And he opened up new holes in the story that will feed the media frenzy for many more days. When his wife was ill, he dashed home, running in view of the cameras, but then came back to work that evening, when the advice is to begin self-isolating immediately. He said she did not have the classic coronavirus symptoms, but in the same breath that he was worried he would go down with it: what was he doing going back into the office? Why did he “test his eyesight” on a 30-minute drive with his child and wife in the car?
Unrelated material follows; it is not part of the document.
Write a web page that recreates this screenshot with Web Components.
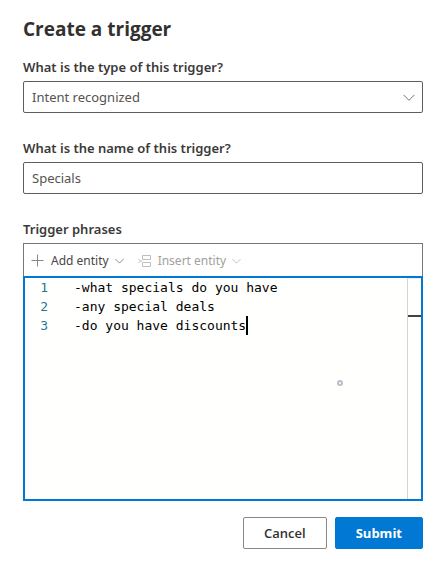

Still, he did what he had to do to stem the tide of opinion that was running strongly against him. He gave supporters of the prime minister – whose numbers have dwindled over the past few days – enough material to mount a defence of his conduct that will be enough to allow him to stay in Downing Street.
In this it is worth comparing his performance with that of Alastair Campbell, who appeared on Channel 4 News in 2003 in order to defend himself against the BBC’s allegations that he had “sexed up” the intelligence on Iraq. The parallel is striking: two political advisers, very close to the prime minister, both under siege, and each deciding to break with convention to make their case on camera.
Cummings had longer to set out his case, and did better than Campbell in controlling his temper. Perhaps he has some method like Campbell’s practice of stabbing himself with a paperclip to keep his anger in check. In both cases, they felt traduced by the media. Cummings on Monday repeatedly accused journalists of publishing untrue stories about him, and complained that he couldn’t correct them because that led only to further confusion.
Campbell did himself no good by going on TV, which he did at short notice in the heat of the moment. Cummings did himself more good, but was unable to explain why he hadn’t done it before. He even started by admitting: “In retrospect I should have made this statement earlier.”
In Campbell’s case, the public had already decided that there was something wrong with the case for joining the invasion of Iraq, and there was little he could do to convince people that the government had been honest.
So it is with Cummings. The public has already decided that he and Boris Johnson think that the rules for the little people don’t apply to them. Cummings has done enough to save his job. But that may be the worst outcome for the government and the country. It may be unfair, but he needs to go if the prime minister is to rebuild trust with the people – trust that will be needed more than ever as he tries to lead the nation out of lockdown.